NPR technology reporter Bobby Allyn, who was in the courtroom, said Zuckerberg was visibly uncomfortable on the stand. He pushed back repeatedly against the plaintiff’s lawyers, saying things like “you’re mischaracterizing me” and “that’s not what I said at all.”

But lawyers were trying to show that Zuckerberg himself had pushed to bring in children as young as 11 years old and keep them on the platform as long as possible, using features like likes, beauty filters, and alerts.

Zuckerberg told the court he was “focused on building a community that is sustainable” and denied that the company seeks to make its platforms addictive to younger users.

Until now, this law has effectively stopped most lawsuits against companies like Meta. What is different this time is the legal angle; lawyers are treating Instagram and YouTube as defective products, comparing them to tobacco companies that deliberately targeted young people to create addiction while hiding evidence of harm.

Internal documents show Meta knew and said nothing

Zuckerberg can push back against lawyers all he wants in the courtroom, but the documents his own company produced may be harder to walk away from.

That comparison can be found in the unsealed internal documents from Meta. Those records were made public in November 2025 as part of a massive consolidated lawsuit involving more than 1,600 plaintiffs, and they paint a troubling picture.

Cryptopolitan previously reported on how Meta downplayed risks to children and misled the public when these filings, reviewed by TIME first came to light.

Internal research from 2018 found that 58% of 20,000 Facebook users surveyed in the US showed some level of social media addiction. One researcher inside the company wrote at the time that the product “exploits weaknesses in human psychology” to drive engagement.

A separate internal study found that users who stopped using Facebook and Instagram for a week reported lower levels of anxiety, depression, and loneliness.

Meta shut down this research and never published the results. One employee reportedly asked in writing whether keeping the findings private would make the company look like tobacco companies that hid research showing cigarettes were harmful.

Despite knowing by 2017 that its products were addictive to children, Meta’s internal messages show the company stayed focused on growth. Zuckerberg reportedly said that increasing teen time spent on the platforms should be “our top goal of 2017.” Internal documents from 2024 still described getting new teenage users as “mission critical” for Instagram.

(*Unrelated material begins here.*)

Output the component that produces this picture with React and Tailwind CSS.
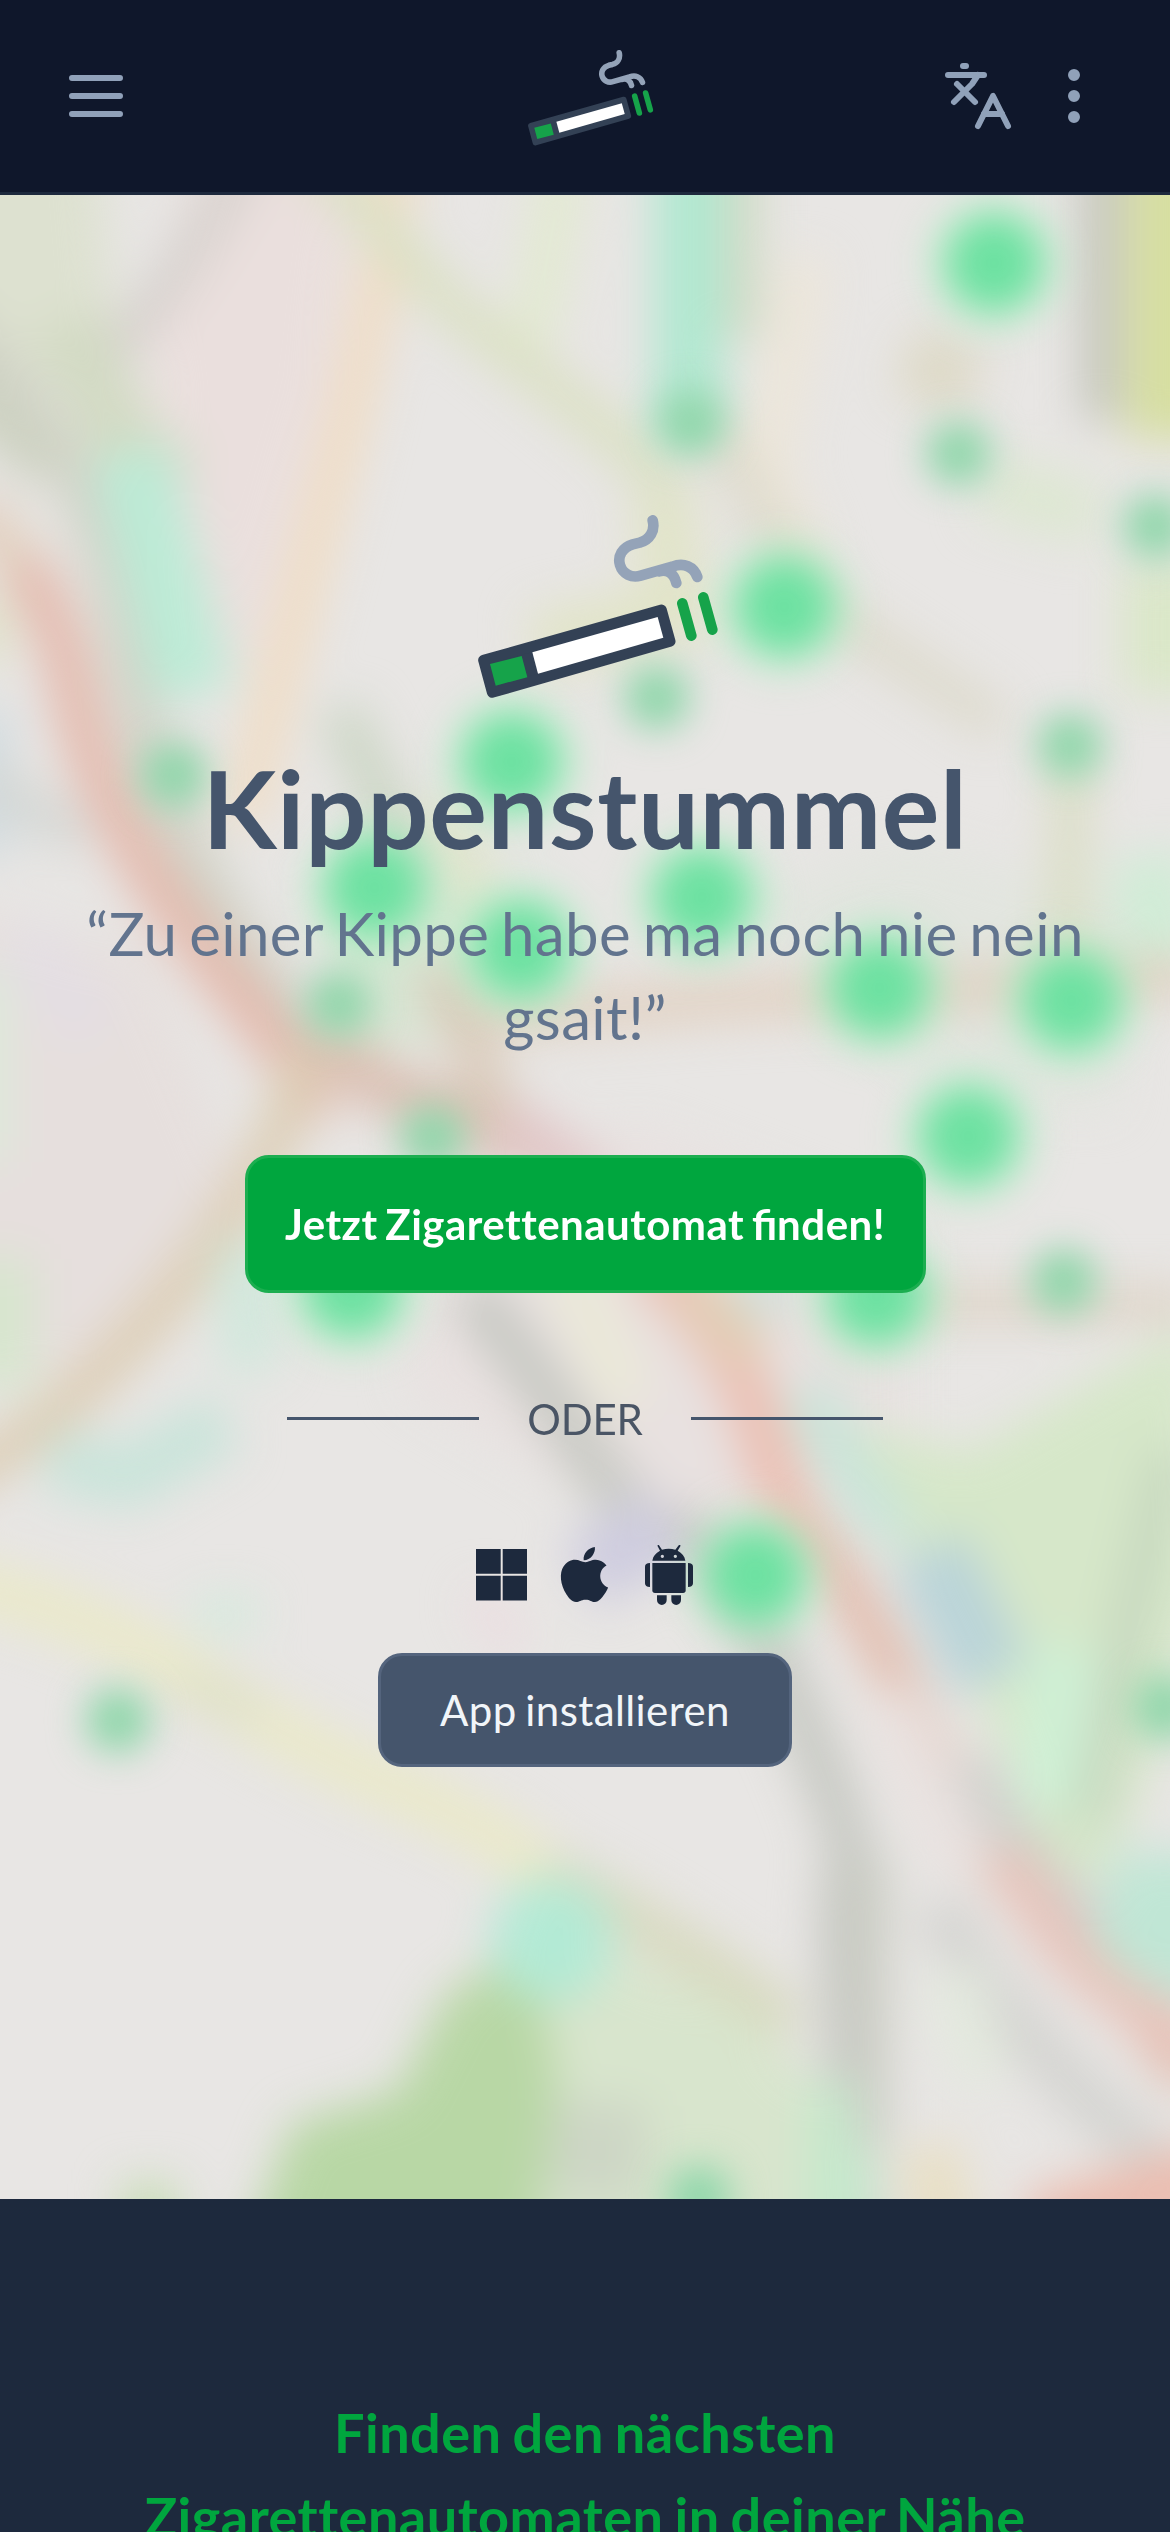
import React from "react";
import { Languages, EllipsisVertical } from "lucide-react";
import { IoLogoApple } from "react-icons/io5";

function Logo({ className }) {
  return (
    <svg viewBox="82 75 720 550" className={className} fill="none" strokeLinecap="round" strokeLinejoin="round" strokeWidth="32">
      <path
        d="M98.4 510.7L632.3 359.4L658.6 454.3L124.7 607.6Z"
        fill="#334155"
        stroke="#334155"
      />
      <path d="M118 522L213 498L230 562L135 587Z" fill="#16a34a" />
      <path d="M245 487L621 381L638 443L262 551Z" fill="#fff" />
      <path d="M695 340L722 437M758 322L785 419" stroke="#16a34a" />
      <path
        d="M606 91C614 122 598 149 567 158L546 163C515 172 500 199 508 225C516 252 543 265 570 257L665 230C699 217 729 229 740 261M625 244C650 237 670 250 677 279"
        stroke="#94a3b8"
      />
    </svg>
  );
}

function MenuIcon() {
  return (
    <svg viewBox="0 0 24 24" className="size-18" fill="none" stroke="currentColor" strokeWidth="2" strokeLinecap="round">
      <path d="M4 6h16M4 12h16M4 18h16" />
    </svg>
  );
}

function WindowsIcon() {
  return (
    <svg viewBox="0 0 51.4 51.4" className="h-[51.4px] w-[51.4px]" fill="currentColor">
      <path d="M0 0h24.7v24.7H0zM26.7 0h24.7v24.7H26.7zM0 26.7h24.7v24.7H0zM26.7 26.7h24.7v24.7H26.7z" />
    </svg>
  );
}

function AndroidIcon() {
  return (
    <svg viewBox="855 75 144 180" className="h-[60px] w-[48px]" fill="currentColor">
      <path
        fillRule="evenodd"
        d="M877 122C879 108 887 99 900 92L893 79C891 75 896 73 898 77L906 89C919 85 934 85 946 89L955 77C958 73 963 75 961 79L953 92C966 99 974 108 976 122ZM902 109a5 5 0 1 0 10 0a5 5 0 1 0-10 0M941 109a5 5 0 1 0 10 0a5 5 0 1 0-10 0"
      />
      <path d="M870 129V201C860 201 855 197 855 190V140C855 133 860 129 870 129ZM984 129V201C994 201 999 197 999 190V140C999 133 994 129 984 129Z" />
      <path d="M877 129H977V211Q977 219 969 219H885Q877 219 877 211Z" />
      <path d="M891 226H920V240A14.5 15 0 0 1 891 240ZM934 226H963V240A14.5 15 0 0 1 934 240Z" />
    </svg>
  );
}

const bigMarkers = [
  [616, 163], [486, 376], [317, 472], [232, 550], [323, 588], [435, 556],
  [545, 612], [664, 620], [600, 704], [218, 798], [543, 803], [468, 976],
];
const smallMarkers = [
  [428, 262], [594, 281], [716, 326], [407, 432], [663, 462], [108, 480],
  [210, 622], [268, 705], [659, 794], [73, 1066], [722, 1058], [433, 1362],
];

function BlurredMap() {
  return (
    <svg
      viewBox="0 120.8 725 1241.8"
      preserveAspectRatio="none"
      className="absolute inset-0 h-full w-full"
      fill="none"
      aria-hidden="true"
    >
      <defs>
        <filter id="soft" filterUnits="userSpaceOnUse" x="-60" y="60" width="845" height="1370" colorInterpolationFilters="sRGB">
          <feGaussianBlur stdDeviation="14" />
        </filter>
        <filter id="dot" filterUnits="userSpaceOnUse" x="-60" y="60" width="845" height="1370" colorInterpolationFilters="sRGB">
          <feGaussianBlur stdDeviation="11.5" />
        </filter>
      </defs>
      <rect x="0" y="120" width="725" height="1243" fill="#e8e6e4" />
      <g filter="url(#soft)">
        <path d="M130 70H225L205 240L150 430L100 270L90 200Z" fill="#eadfdd" />
        <path d="M-40 560L90 590L160 760L60 850L-40 860Z" fill="#e6dfdd" />
        <path d="M290 720L400 700L560 760L560 900L420 960L250 860Z" fill="#e8e1e0" />
        <path d="M200 560L300 540L330 640L220 650Z" fill="#d8e6d4" />
        <path d="M450 560L560 520L700 560L690 690L600 680Z" fill="#e2e5df" />
        <path d="M-40 80H60L70 200L60 260L-40 190Z" fill="#dde1d0" />
        <path d="M-30 200Q60 280 78 400T190 640" stroke="#d0d2c6" strokeWidth="26" />
        <path d="M155 90Q110 180 50 240" stroke="#d5d0cc" strokeWidth="22" />
        <path d="M40 200L80 280L110 300" stroke="#d2dac3" strokeWidth="44" />
        <path d="M-40 225L30 290" stroke="#ccd1c0" strokeWidth="30" />
        <path d="M-20 320Q30 350 46 430T135 600T190 680" stroke="#e4b8ab" strokeWidth="28" />
        <path d="M-10 320L12 350" stroke="#e2d2c0" strokeWidth="30" />
        <path d="M-10 370V410" stroke="#dfe2c8" strokeWidth="30" />
        <path d="M-10 440V530" stroke="#d0dbe0" strokeWidth="34" />
        <path d="M-10 480L50 520" stroke="#d3d6d3" strokeWidth="24" />
        <path d="M-10 600V720" stroke="#dceada" strokeWidth="30" />
        <path d="M10 580L60 640" stroke="#e4dee3" strokeWidth="40" />
        <path d="M80 280L120 430" stroke="#bcebd6" strokeWidth="48" />
        <path d="M248 90Q235 190 205 300T150 510" stroke="#f1dcc2" strokeWidth="24" />
        <path d="M190 90L280 190L380 270L420 310" stroke="#dae0c2" strokeWidth="24" />
        <path d="M350 100L330 210" stroke="#e2ead0" strokeWidth="28" />
        <path d="M410 310L420 380L330 400" stroke="#e1e4c8" strokeWidth="40" />
        <path d="M427 60V270" stroke="#afe8d0" strokeWidth="42" />
        <path d="M460 80V210" stroke="#cdd8c0" strokeWidth="20" />
        <path d="M500 160L475 290L500 350" stroke="#ede6d8" strokeWidth="26" />
        <path d="M590 210L575 250" stroke="#ddd9c6" strokeWidth="46" />
        <path d="M682 80V260" stroke="#bfc1b6" strokeWidth="22" />
        <path d="M730 60V272" stroke="#d6dea0" strokeWidth="64" />
        <path d="M610 300L680 320" stroke="#dde7d2" strokeWidth="40" />
        <path d="M440 260L500 370L620 450" stroke="#dcd9ca" strokeWidth="22" />
        <path d="M725 350V430" stroke="#dae7c8" strokeWidth="60" />
        <path d="M664 470L660 600" stroke="#d9ddc2" strokeWidth="22" />
        <path d="M710 530L725 600" stroke="#d0ecd6" strokeWidth="48" />
        <path d="M210 440L240 500L250 560" stroke="#cad5c3" strokeWidth="26" />
        <path d="M270 500L300 560" stroke="#dfe5c8" strokeWidth="26" />
        <path d="M300 630L450 620L740 605" stroke="#e1d1c2" strokeWidth="26" />
        <path d="M190 640L240 675L340 715" stroke="#dabfb2" strokeWidth="32" />
        <path d="M310 690L370 735" stroke="#e1c6c7" strokeWidth="30" />
        <path d="M270 600L310 690" stroke="#d9cab9" strokeWidth="26" />
        <path d="M190 650Q165 760 30 880L-30 920" stroke="#dccdb4" strokeWidth="26" />
        <path d="M150 770L155 850" stroke="#d0e8dc" strokeWidth="34" />
        <path d="M0 780V860" stroke="#d6e6cd" strokeWidth="40" />
        <path d="M30 905L80 915L140 880" stroke="#c9e4da" strokeWidth="38" />
        <path d="M290 800Q325 840 360 895T420 950T490 1050T525 1160T535 1400" stroke="#c5c7c1" strokeWidth="28" />
        <path d="M350 780L390 870" stroke="#ebe9d8" strokeWidth="34" />
        <path d="M400 780Q455 830 470 880T500 960" stroke="#ecbdb0" strokeWidth="30" />
        <path d="M500 950Q540 1000 570 1070T650 1190T740 1290" stroke="#e2b8a8" strokeWidth="24" />
        <path d="M425 790Q445 820 470 840" stroke="#e3cdb4" strokeWidth="30" />
        <path d="M560 808H740" stroke="#ddd2c4" strokeWidth="20" />
        <path d="M460 810L485 790" stroke="#cce0da" strokeWidth="26" />
        <path d="M740 820L600 900L520 880L560 960L620 1080L660 1190L700 1130L750 980Z" fill="#d6e7c9" />
        <path d="M500 860Q530 930 560 950" stroke="#c9e4d9" strokeWidth="32" />
        <path d="M575 960L615 1040" stroke="#bad4d8" strokeWidth="50" />
        <path d="M660 1020L650 1120" stroke="#cff0d5" strokeWidth="44" />
        <path d="M725 900Q690 1040 675 1130" stroke="#c4d5bd" strokeWidth="20" />
        <path d="M600 1090Q640 1170 690 1200T740 1240" stroke="#d0cfcb" strokeWidth="26" />
        <path d="M545 1050L600 1160" stroke="#e9e2e0" strokeWidth="38" />
        <path d="M700 1160H750V1230L690 1210Z" fill="#c0e6d5" stroke="#c0e6d5" strokeWidth="24" />
        <path d="M625 1150Q660 1230 745 1265" stroke="#e8c3ba" strokeWidth="28" />
        <path d="M580 1180Q630 1270 730 1350" stroke="#d3d3d0" strokeWidth="30" />
        <path d="M590 1220L610 1290" stroke="#e3e9de" strokeWidth="36" />
        <path d="M375 940L400 980" stroke="#ceccdf" strokeWidth="64" />
        <path d="M300 1010L315 1000" stroke="#ecdbe0" strokeWidth="44" />
        <path d="M-30 980Q60 1000 120 1040T250 1110T340 1165" stroke="#eae9c9" strokeWidth="32" />
        <path d="M110 1045L160 1060" stroke="#dfe1c6" strokeWidth="24" />
        <path d="M340 1160Q420 1200 490 1255" stroke="#d7d9be" strokeWidth="28" />
        <path d="M140 990V1010" stroke="#d2ebdc" strokeWidth="40" />
        <path d="M340 1190L450 1240L520 1300L500 1400H330L310 1260Z" fill="#d8e5cd" />
        <path d="M155 1400L185 1320L250 1300L280 1240L325 1210L340 1290L325 1400Z" fill="#b8d7a5" stroke="#b8d7a5" strokeWidth="10" />
        <path d="M340 1330L400 1335" stroke="#cdd6c5" strokeWidth="60" />
        <circle cx="342" cy="1202" r="38" fill="#b3ead5" />
        <path d="M75 1375H110" stroke="#c6dcb4" strokeWidth="44" />
        <path d="M522 1290L520 1400" stroke="#c5e9cc" strokeWidth="40" />
        <path d="M575 1330L590 1400" stroke="#e8dfc4" strokeWidth="38" />
        <path d="M640 1385L760 1350" stroke="#ebbdb0" strokeWidth="50" />
        <path d="M540 1150V1330" stroke="#cbcdc4" strokeWidth="22" />
        <path d="M725 1190V1210" stroke="#c0e6d5" strokeWidth="30" />
      </g>
      <g filter="url(#dot)">
        {bigMarkers.map(([x, y]) => (
          <circle key={`${x}-${y}-glow`} cx={x} cy={y} r="42" fill="#b2f0c4" opacity="0.55" />
        ))}
        {bigMarkers.map(([x, y]) => (
          <circle key={`${x}-${y}`} cx={x} cy={y} r="29" fill="#6ce1a1" />
        ))}
        {smallMarkers.map(([x, y]) => (
          <circle key={`${x}-${y}`} cx={x} cy={y} r="20" fill="#8dd6a9" />
        ))}
      </g>
    </svg>
  );
}

export default function App() {
  return (
    <div className="flex h-[2532px] w-full flex-col overflow-hidden bg-slate-800 font-['Lato',sans-serif]">
      <header className="flex h-[195px] shrink-0 items-center border-b-[3px] border-slate-800 bg-slate-900 px-15 text-slate-400">
        <div className="flex flex-1">
          <button type="button" aria-label="Menü">
            <MenuIcon />
          </button>
        </div>
        <Logo className="mr-[-12px] mb-[-4px] h-[95.7px] w-[125.3px]" />
        <div className="flex flex-1 justify-end gap-6">
          <button type="button" aria-label="Sprache">
            <Languages className="size-18" strokeWidth={2} />
          </button>
          <button type="button" aria-label="Mehr">
            <EllipsisVertical className="size-18" strokeWidth={2} />
          </button>
        </div>
      </header>

      <main className="relative h-[2004px] shrink-0 overflow-hidden">
        <BlurredMap />
        <div className="relative flex flex-col items-center px-12 pt-[320px]">
          <Logo className="ml-[25px] h-[183.3px] w-[240px]" />
          <h1 className="mt-[48.7px] text-[108px] leading-[120px] font-bold tracking-[0.65px] text-slate-600">
            Kippenstummel
          </h1>
          <p className="mt-6 text-center text-[60px] leading-[84px] tracking-[0.35px] [word-spacing:-4px] text-slate-500">
            “Zu einer Kippe habe ma noch nie nein gsait!”
          </p>
          <button
            type="button"
            className="mt-24 h-[138px] w-[681px] rounded-[24px] border-[3px] border-[#1cae50] bg-green-600 text-[42px] leading-[60px] font-bold tracking-[0.5px] [word-spacing:-3px] text-white"
          >
            Jetzt Zigarettenautomat <span className="tracking-normal">fi</span>nden!
          </button>
          <div className="mt-24 flex items-center gap-12 text-[42px] leading-[60px] text-gray-600">
            <div className="h-[3px] w-[192px] bg-slate-600" />
            <span className="tracking-[-0.2px]">ODER</span>
            <div className="h-[3px] w-[192px] bg-slate-600" />
          </div>
          <div className="mt-24 mr-px flex h-[60px] items-center text-slate-800">
            <WindowsIcon />
            <IoLogoApple className="ml-[26.5px] size-[63px]" />
            <div className="ml-[29px]">
              <AndroidIcon />
            </div>
          </div>
          <button
            type="button"
            className="mt-12 h-[114px] w-[414px] rounded-[24px] border-[3px] border-[#54647d] bg-slate-600 text-[42px] leading-[60px] tracking-[0.4px] [word-spacing:-2.5px] text-slate-100"
          >
            App installieren
          </button>
        </div>
      </main>

      <section className="shrink-0 px-24 pt-48 text-center">
        <h2 className="text-[54px] leading-[84px] font-bold tracking-[0.5px] [word-spacing:-2.7px] text-green-600">
          Finden den nächsten
          <br />
          Zigarettenautomaten in deiner Nähe
        </h2>
      </section>
    </div>
  );
}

The documents also show that in a single day in 2022, Instagram’s recommendation feature pushed 1.4 million potentially inappropriate adult accounts to teenage users. The company did not begin rolling out privacy protections for minors by default until 2024, seven years after it had identified the dangers to young users.

Meta also used location data to send push notifications to students during school hours, calling them internally “school blasts.” One employee wrote that the goal was to get students to sneak a look at their phones under their desks during class.

A separate report found that Instagram’s safety tools repeatedly failed to protect minors even after the company publicly claimed to have fixed the problem.

Meta also announced sweeping changes to how the company moderates content across Facebook, Instagram, and Threads, just weeks before the trial kicked off. It drew sharp criticism from child safety groups.

The jury’s decision will ripple well beyond this one courtroom, potentially reshaping how the world’s largest social media companies are allowed to operate.